Every ageing playboy needs a slick set of wheels, but does the Mercedes CL500 really say what you think it does?

Would suit: Retired footballers
Price: £79,652
Performance: 155mph, 0-62 mph 5.5secs
Combined fuel consumption: 23.3 mpg
Contact: 0800 181 361

Deep down, I quite fancy myself as a CL500 owner. I know, I know, you see me more as a raw, unbridled, "young Brando" type but still, a CL Merc is an irresistible indulgence, a tantalising fantasy of how one's automotive third age might pan out. It is a "summer on the Cap, nights at the baccarat tables, lunch on the terrace at Alain Ducasse" kind of car, and I could definitely see myself living that life (if we ignore for a moment the impediments of a wife, two children, a mortgage and no fixed income).

It is, then, a car for the care-free, high- rolling, international roué. Or is it, as is the case of the two examples round my way, the wheels of choice for the Lebanese restaurant-chain owner with a penchant for Eastern European ladies, or the IT-software entrepreneur who has just upgraded from a 3-series coupé and paved over his front garden to park it?

A CL can be all these things to all these – admittedly not especially appealing – men. So what is it that lures them to a CL instead of, say, a 911, an Aston or a Bentley?
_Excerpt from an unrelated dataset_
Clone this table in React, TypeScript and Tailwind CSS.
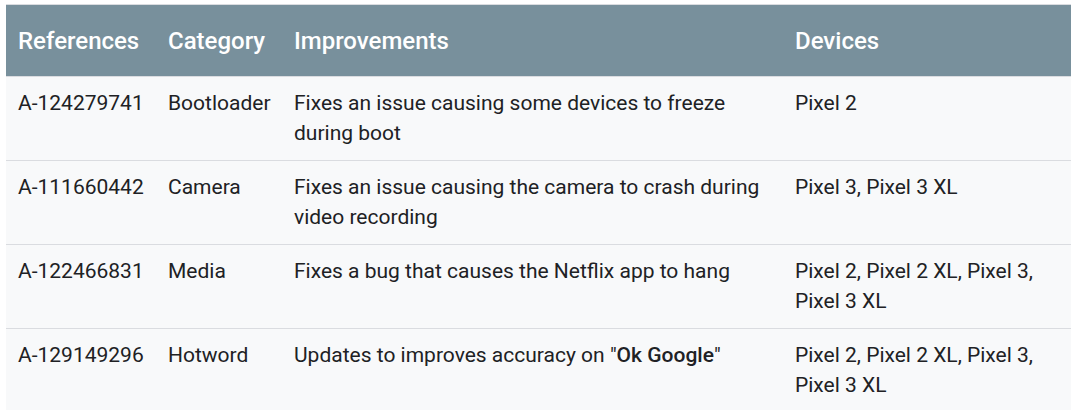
const rows = [
  {
    ref: 'A-124279741',
    category: 'Bootloader',
    improvement: <>Fixes an issue causing some devices to freeze during boot</>,
    devices: 'Pixel 2',
  },
  {
    ref: 'A-111660442',
    category: 'Camera',
    improvement: <>Fixes an issue causing the camera to crash during video recording</>,
    devices: 'Pixel 3, Pixel 3 XL',
  },
  {
    ref: 'A-122466831',
    category: 'Media',
    improvement: <>Fixes a bug that causes the Netflix app to hang</>,
    devices: 'Pixel 2, Pixel 2 XL, Pixel 3, Pixel 3 XL',
  },
  {
    ref: 'A-129149296',
    category: 'Hotword',
    improvement: (
      <>
        Updates to improves accuracy on "<strong className="font-medium">Ok Google</strong>"
      </>
    ),
    devices: 'Pixel 2, Pixel 2 XL, Pixel 3, Pixel 3 XL',
  },
];

export default function App() {
  return (
    <div className="min-h-screen bg-white pt-1 pl-[6px] font-['Roboto',sans-serif]">
      <table className="w-[1080px] table-fixed border-collapse border-t border-[#dadce0] text-left">
        <colgroup>
          <col className="w-[150px]" />
          <col className="w-[126px]" />
          <col className="w-[501px]" />
          <col />
        </colgroup>
        <thead>
          <tr className="h-[72px] bg-[#78909c] text-[24px] font-medium text-white">
            <th className="px-3 font-medium">References</th>
            <th className="px-3 font-medium">Category</th>
            <th className="px-3 font-medium">Improvements</th>
            <th className="px-3 font-medium">Devices</th>
          </tr>
        </thead>
        <tbody className="bg-[#f8f9fa] text-[21px] leading-[30px] text-[#202124]">
          {rows.map((r) => (
            <tr key={r.ref} className="border-t border-[#dadce0] align-top">
              <td className="px-3 pt-[11px] pb-[12px]">{r.ref}</td>
              <td className="px-3 pt-[11px] pb-[12px]">{r.category}</td>
              <td className="px-3 pt-[11px] pb-[12px]">{r.improvement}</td>
              <td className="px-3 pt-[11px] pb-[12px] pr-[40px]">{r.devices}</td>
            </tr>
          ))}
        </tbody>
      </table>
    </div>
  );
}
CL buyers won't be after a sports car, that is for sure, which rules out the first two. The CL500 cossets and wafts, but is of little use if you want to out-run an Elise (and part of me can't help thinking that, for £80k, a car ought to be able to do both). Brake suddenly and the body pitches forwards; floor the throttle and there is a pause as the considerable molecular weight that surrounds you gathers itself to muster forward propulsion. Imagine pushing a wheelbarrow full of jelly and you'll get the idea. That said, it is colossally fast (heaven knows what the CL600 must be like), and, personally, I would always trade a little body control for a nice ride. Still, it's better just to point the CL towards a motorway, slip into cruise control, put on a little Wagner and have someone wake you up when you get to Wigan (though what a CL would be doing in Wigan is a moot point).
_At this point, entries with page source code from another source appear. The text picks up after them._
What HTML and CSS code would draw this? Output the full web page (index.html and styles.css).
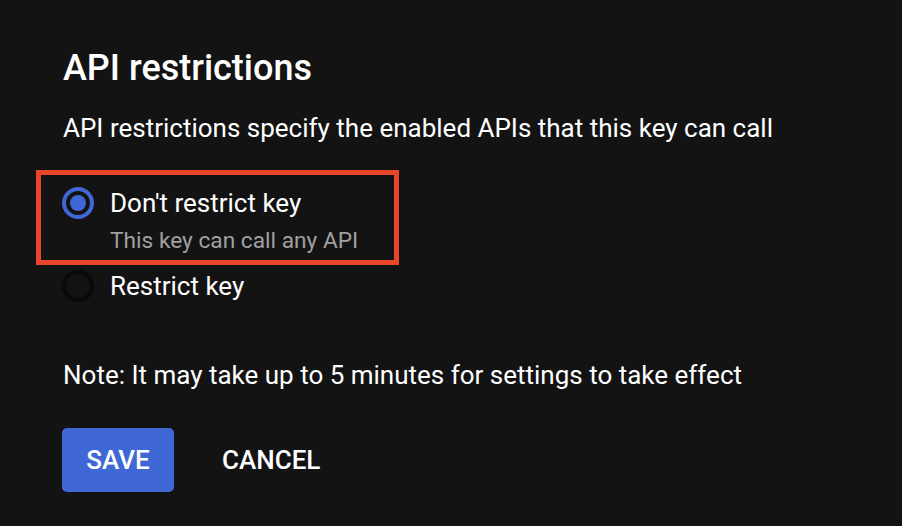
FILE: index.html
```html
<!DOCTYPE html>
<html>
<head>
<meta charset="utf-8">
<link rel="stylesheet" href="styles.css">
</head>
<body>
<main class="panel">
  <h1 class="title">API restrictions</h1>
  <p class="desc">API restrictions specify the enabled APIs that this key can call</p>
  <div class="options">
    <div class="highlight">
      <label class="option">
        <span class="radio checked"><span class="dot"></span></span>
        <span class="option-text">
          <span class="option-label">Don't restrict key</span>
          <span class="option-sub">This key can call any API</span>
        </span>
      </label>
    </div>
    <label class="option option-plain">
      <span class="radio"></span>
      <span class="option-text">
        <span class="option-label">Restrict key</span>
      </span>
    </label>
  </div>
  <p class="note">Note: It may take up to 5 minutes for settings to take effect</p>
  <div class="actions">
    <button class="btn btn-primary">SAVE</button>
    <button class="btn btn-text">CANCEL</button>
  </div>
</main>
</body>
</html>
```

FILE: styles.css
```css
html, body {
  margin: 0;
  padding: 0;
  background: #131313;
  height: 100%;
}
body {
  font-family: Roboto, "Noto Sans", sans-serif;
  color: #ffffff;
  overflow: hidden;
}
.panel {
  padding: 46px 0 0 63px;
}
.title {
  margin: 0;
  font-size: 36px;
  font-weight: 500;
  line-height: 44px;
}
.desc {
  margin: 23px 0 0;
  font-size: 26px;
  line-height: 30px;
}
.options {
  margin-top: 27px;
  margin-left: -27px;
}
.highlight {
  display: inline-block;
  border: 5px solid #e9452b;
  padding: 11px 36px 4px 21px;
}
.option {
  display: flex;
  align-items: flex-start;
  gap: 16px;
}
.option-plain {
  padding-left: 26px;
  margin-top: 4px;
}
.radio {
  width: 32px;
  height: 32px;
  box-sizing: border-box;
  border-radius: 50%;
  border: 4px solid #0a0a0a;
  display: flex;
  align-items: center;
  justify-content: center;
  flex: none;
  margin-top: 1px;
}
.radio.checked {
  border-color: #3f68d6;
}
.dot {
  width: 16px;
  height: 16px;
  border-radius: 50%;
  background: #3f68d6;
}
.option-text {
  display: flex;
  flex-direction: column;
}
.option-label {
  font-size: 26px;
  line-height: 34px;
}
.option-sub {
  margin-top: 6px;
  font-size: 22.7px;
  line-height: 30px;
  color: #a0a0a0;
}
.note {
  margin: 57px 0 0;
  font-size: 26px;
  line-height: 30px;
}
.actions {
  margin-top: 38px;
  display: flex;
  align-items: center;
  gap: 24px;
  margin-left: -1px;
}
.btn {
  font-family: Roboto, sans-serif;
  font-size: 26px;
  font-weight: 500;
  border: none;
  height: 64px;
  border-radius: 5px;
  padding: 0 24px;
  cursor: pointer;
}
.btn-primary {
  background: #3f68d6;
  color: #ffffff;
  width: 112px;
  padding: 0;
}
.btn-text {
  background: transparent;
  color: #ffffff;
}
```
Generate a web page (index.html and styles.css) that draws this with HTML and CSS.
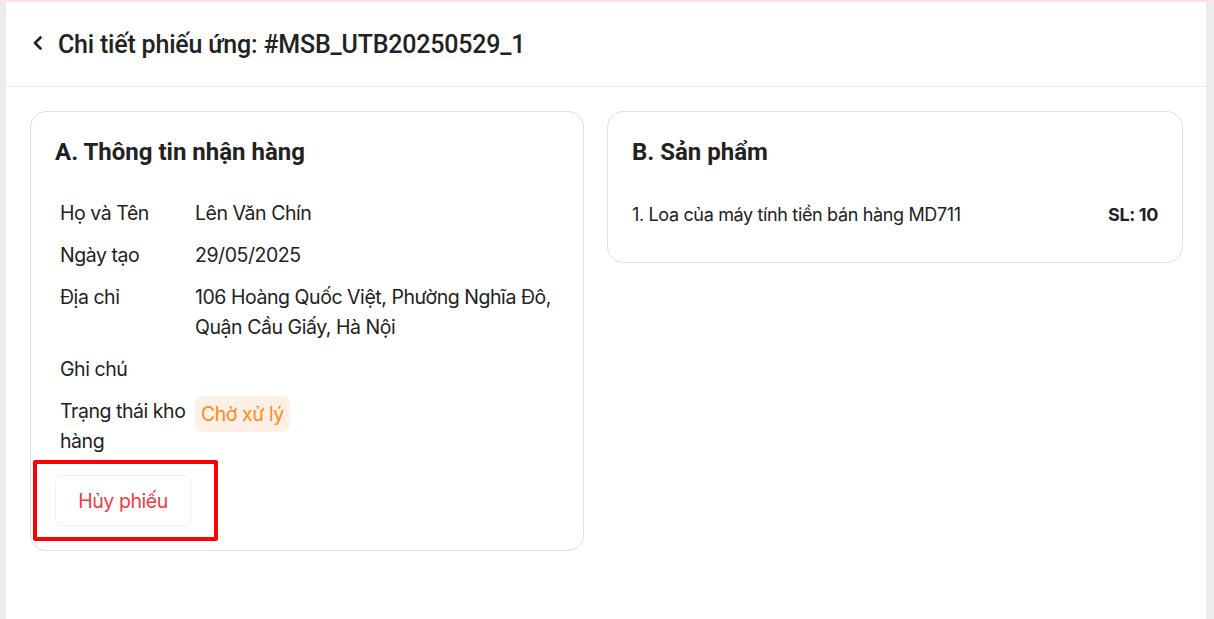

The Bentley is a closer rival, but its rear seats are preposterously cramped and, of course, there is the small matter of the extra £40k you'll need to buy one. Mercedes owners aren't so rich that things like value for money don't matter.
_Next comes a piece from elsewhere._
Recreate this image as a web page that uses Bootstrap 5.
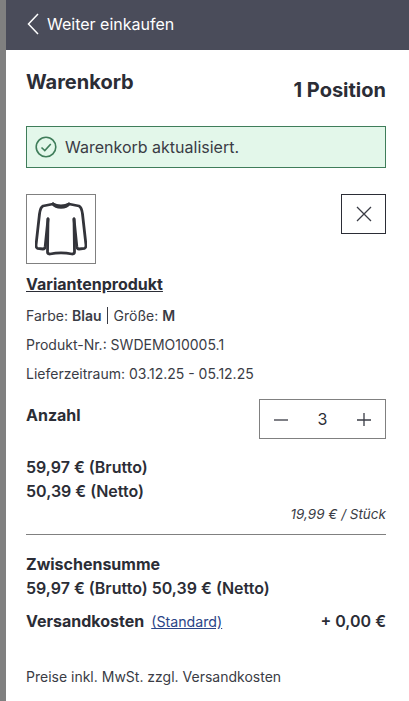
<!DOCTYPE html>
<html lang="de">
<head>
    <meta charset="UTF-8">
    <title>Warenkorb</title>
    <link href="https://cdn.jsdelivr.net/npm/bootstrap@5.3.3/dist/css/bootstrap.min.css" rel="stylesheet">
    <style>
        html, body { height: 100%; overflow: hidden; }
        body {
          background: #808080;
          font-family: Inter, "Liberation Sans", sans-serif;
          font-size: 14px;
          color: #2b2d36;
        }
        .cart-panel { margin-left: 6px; height: 701px; background: #fff; overflow: hidden; }
        .cart-head {
          height: 50px;
          padding-left: 21px;
          padding-bottom: 2px;
          background: #4a4c5a;
          color: #fff;
          font-size: 16px;
          font-weight: 400;
        }
        .cart-body { padding: 0 23px 0 20px; }
        .cart-title { margin: 0; padding-top: 21px; font-size: 20px; font-weight: 700; line-height: 23px; }
        .cart-count { padding-top: 29px; font-size: 20px; font-weight: 700; line-height: 23px; }
        .cart-alert {
          height: 42px;
          margin-top: 24px;
          padding-left: 8px;
          background: #e3f7ea;
          border: 1px solid #3f7d5a;
          font-size: 16px;
          color: #3a3c45;
        }
        .item-top { margin-top: 26px; }
        .thumb-box { width: 70px; height: 70px; border: 1px solid #808080; }
        .remove-btn {
          width: 45px;
          height: 40px;
          padding: 0;
          border: 1px solid #2b2d36;
          border-radius: 0;
          background: #fff;
        }
        .product-name { margin-top: 11px; font-size: 16px; font-weight: 700; line-height: 18px; color: #2b2d36; }
        .meta-line { margin-top: 12px; font-size: 14px; line-height: 17px; color: #3a3c45; }
        .meta-line b { font-weight: 600; }
        .meta-sep { border-left: 1px solid #3a3c45; margin: 0 6px 0 5px; }
        .qty-row { margin-top: 17px; }
        .qty-label { padding-top: 7px; font-size: 16px; font-weight: 700; line-height: 18px; }
        .qty-box { width: 127px; height: 40px; padding: 0 14px; border: 1px solid #808080; font-size: 16px; }
        .price-block { margin-top: 16px; }
        .price-line { font-size: 16px; font-weight: 600; line-height: 24px; }
        .unit-price { margin-top: 3px; font-size: 13.5px; font-style: italic; line-height: 16px; color: #3a3c45; }
        .cart-rule { margin: 12px 0 17px; border: 0; border-top: 1px solid #808080; opacity: 1; }
        .sum-line { font-size: 16px; font-weight: 600; line-height: 24px; }
        .sum-strong { font-weight: 700; }
        .ship-row { margin-top: 9px; }
        .ship-link { margin-left: 3px; font-size: 14.2px; font-weight: 400; color: #2b4487; }
        .tax-note { margin-top: 35px; font-size: 14px; line-height: 16px; color: #3a3c45; }
    </style>
</head>
<body>

<div class="cart-panel">
    <div class="cart-head d-flex align-items-center gap-2">
        <svg width="12" height="22" viewBox="0 0 12 22" fill="none" stroke="#fff" stroke-width="1.5"><path d="M11 1 1.500 11 11 21"/></svg>
        <span>Weiter einkaufen</span>
    </div>

    <div class="cart-body">
        <div class="d-flex justify-content-between">
            <h1 class="cart-title">Warenkorb</h1>
            <div class="cart-count">1 Position</div>
        </div>

        <div class="cart-alert d-flex align-items-center gap-2">
            <svg width="22" height="22" viewBox="0 0 22 22" fill="none" stroke="#3f7d5a" stroke-width="1.6"><circle cx="11" cy="11" r="9.800"/><path d="M6.500 11.500 9.800 14.600 15.800 8"/></svg>
            <span>Warenkorb aktualisiert.</span>
        </div>

        <div class="item-top d-flex justify-content-between align-items-start">
            <div class="thumb-box d-flex align-items-center justify-content-center">
                <svg width="52" height="54" viewBox="0 0 52 54" fill="none" stroke="#33343a" stroke-width="2.800" stroke-linejoin="round" stroke-linecap="round">
                    <path d="M18 2C22 4.500 30 4.500 34 2L44 4C46 5 47 8 47.500 12L51 43C51 45 50.500 46 49.500 46.300L44 47C42.500 47 42 46 41.800 44.500L39 17"/>
                    <path d="M18 2 8 4C6 5 5 8 4.500 12L1 43C1 45 1.500 46 2.500 46.300L8 47C9.500 47 10 46 10.200 44.500L13 17"/>
                    <path d="M13 17 12.500 50C12.500 51.500 13.500 52 15 52C22 50.500 30 50.500 37 52C38.500 52 39.500 51.500 39.500 50L39 17"/>
                    <path d="M18 2C21 6.500 31 6.500 34 2"/>
                </svg>
            </div>
            <button type="button" class="remove-btn d-flex align-items-center justify-content-center" aria-label="Entfernen">
                <svg width="16" height="16" viewBox="0 0 16 16" stroke="#3a3c45" stroke-width="1.300"><path d="M1 1 15 15M15 1 1 15"/></svg>
            </button>
        </div>

        <a href="#" class="product-name d-inline-block">Variantenprodukt</a>
        <div class="meta-line d-flex">Farbe:&nbsp;<b>Blau</b><span class="meta-sep"></span>Größe:&nbsp;<b>M</b></div>
        <div class="meta-line">Produkt-Nr.: SWDEMO10005.1</div>
        <div class="meta-line">Lieferzeitraum: 03.12.25 - 05.12.25</div>

        <div class="qty-row d-flex justify-content-between align-items-start">
            <div class="qty-label">Anzahl</div>
            <div class="qty-box d-flex align-items-center justify-content-between">
                <svg width="14" height="14" viewBox="0 0 14 14" stroke="#3a3c45" stroke-width="1.300"><path d="M0 8H14"/></svg>
                <span>3</span>
                <svg width="14" height="14" viewBox="0 0 14 14" stroke="#3a3c45" stroke-width="1.300"><path d="M0 8H14M7 1V15"/></svg>
            </div>
        </div>

        <div class="price-block">
            <div class="price-line">59,97 € (Brutto)</div>
            <div class="price-line">50,39 € (Netto)</div>
        </div>
        <div class="unit-price text-end">19,99 € / Stück</div>
        <hr class="cart-rule">

        <div class="sum-line sum-strong">Zwischensumme</div>
        <div class="sum-line">59,97 € (Brutto) 50,39 € (Netto)</div>
        <div class="ship-row d-flex justify-content-between sum-line">
            <div><span class="sum-strong">Versandkosten</span> <a href="#" class="ship-link">(Standard)</a></div>
            <div>+ 0,00 €</div>
        </div>
        <div class="tax-note">Preise inkl. MwSt. zzgl. Versandkosten</div>
    </div>
</div>

</body>
</html>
Something CL owners clearly do share is a pathological urge to exhibit the success they have achieved in life. (Bitter? Me?) And what better way is there than spending between £80,000 (for the V8) and £107,000 (for the V12 version) on an S-class with two fewer doors?

They also know quality when they see it. Refreshingly for a premium German car, there's no ruched leather. Mercedes has instead gone for the Hercule Poirot look, with piano wood and chrome trim and an Art Deco-ish clock in the centre of the dash. It is a lovely place to be and, matched with that phenomenal ride, helps to make any journey as relaxing as floating in amniotic fluid (I have a good memory), all except for the incessant beeping noises. I've no idea what I was doing wrong – it wasn't my seatbelt, or that I had the fog lights on. Perhaps it was just that the CL could tell I wasn't the right sort to take its wheel, either that or it was a Slovakian prostitute alert. *

It's a classic: Mercedes 60

Ever wondered why poshed-up Jaguars are called Daimlers, even though Gottlieb Daimler built Mercedes? We have to go back to the Mercedes 60 of 1903. Built by Daimler (he of the world's first internal combustion engine) and Wilhelm Maybach (he of those super-limos, much loved by Saudi royalty), the 60 was a high-performance, two-seater that lacked a roof, doors or any discernible body work, but it excelled in the nascent world of motor sports. It was developed at the behest, and with the cash, of industrialist Emil Jellinek, who had a daughter – Mercedes. As Daimler had licensed his name to UK dealers, Jellinek insisted the 60 carry her name in France. Due to other complicated licensing deals, her name was used across Europe for all Daimler cars built from 1908. In 1924, Daimler aligned with Karl Benz to build Mercedes-Benz cars, while the UK Daimler licence was bought by Jaguar, in 1960.